When I’m cutting firewood, I usually use a ‘Face cut” or “notch”, and always take the wedge, even though it won’t make a bit of difference to the load (the slice of wood you cut out to steer the tree’s fall), just for luck. Every wedge for every tree. If the stump’s too far from the ute, I’ll put the wedge in my belt, down my top, whatever, to make sure I don’t leave it behind.
The only time I didn’t take one last year was on a crappy winter’s day, past dusk. I realised, while heading out from the coop, I’d left it behind, but thought: “Stuff it. Cold, wet. Only a small bit of wood.”
And got bogged for the first time in three years. Didn’t dig myself out until 2am.
Superstitions are a beautiful thing.
I have a million of them despite being a rock solid atheist. Well, that wedge one in the real world, and 999,999 in footy.
Some would say its routine, but I know it’s more than that. I put on my socks before jocks, all that stupid stuff. But eat the same foods, Friday night and Saturday, too. The same brands. That’s important for some reason. I don’t check the weather report, (seize the conditions no matter what is dished up). Touch the ball at least five times before stripping.
Every time I try something new (like country music before a game, haha) and play shit, I go back to what I know. Every time something works, I adopt it into my pre-game or half-time rituals, until I’m heavy with them, even though I know they don’t matter a damn.
There’s something about the way they become a part of my preparation, the process. Maybe, in my ramshackle life, they’re a discipline more than a belief.
A lot of players have them.
Some believe in no sex before a game. Others swear by it. Not that it will or won’t wear them out, but, simply, it will or won’t bring them luck.
I tried it one year. Fridays became the only time my girlfriend wanted to root me! Talk about sexual politics! It made for a very weird private life.
A lot of sports people in a lot of fields have superstitions. That lucky rag. Those tatty, lucky boots. A prayer at half time.
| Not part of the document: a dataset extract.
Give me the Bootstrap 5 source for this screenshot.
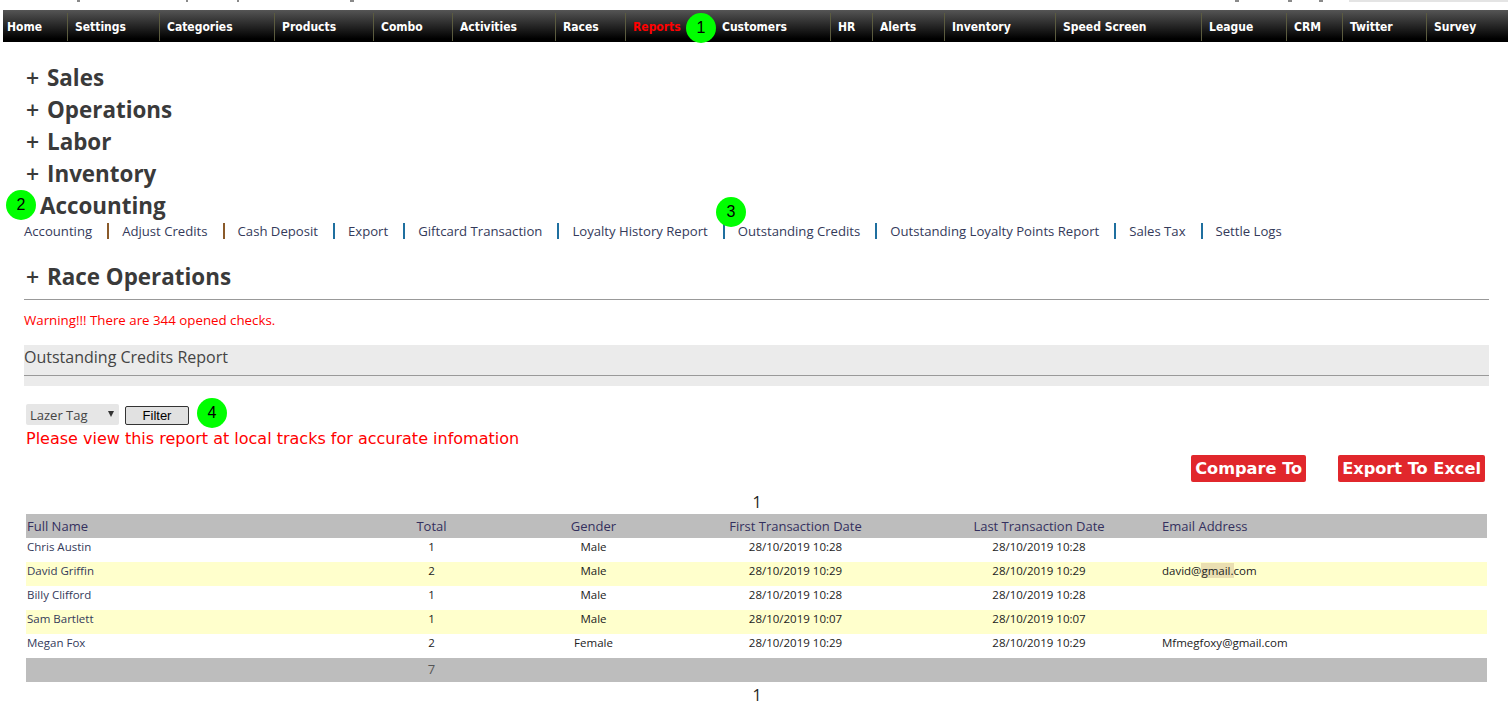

A good song on the radio before the game means a good game. If Carlton wins on a Friday they’ll get a B.O.G. Being the last to run through the banner. Not running through it. I think it was Alan Jones who only ever wore red undies when he raced, but don’t quote me on that. I know Coulthard had a lucky pair he wore until there was nothing left. Italian Formula One drivers tend to not want the No. 17 car, because in Roman, it is XVII, which, when re-shaped, spell VIXI – “I have lived”, implying it’s time for death.
Many a cricketer wears a lucky necklace.
I know none of it matters a damn except in your head, but so what?
Our club’s had a rough summer, no secret there. Too many players have left for varying reasons. A corker new committee have come on board, though, our new coach is a ripper young local who believes in the place. It’ll be a hard year, but I’m pulling on the boots for my 32nd season and staying local, damn it! Don’t worry about that.
I rocked up early for our first post Christmas training run, straight from work. The oval was that yellowy-green, pre-season hard, there was that easy summer feeling in the air. The cows in the surrounding paddocks and few small clouds all lazily hung around the mountain I live on as if the world doesn’t spin.
I looked over the boundary line as the boys trickled in, talking shit, kicking at the pig skins.
“Check it out, Tay,” I said to one of them.
“What’s that, Old Dog?”
The first six vehicles were all white 4×4 work utes, battered and proud. Lined up like soldiers, four facing the oval, two near the fence. What a great club! We’re gunna have a bottler of a year, regardless of the scores.
I mean, I’m not really superstitious, honest, but you can’t get a better omen than that!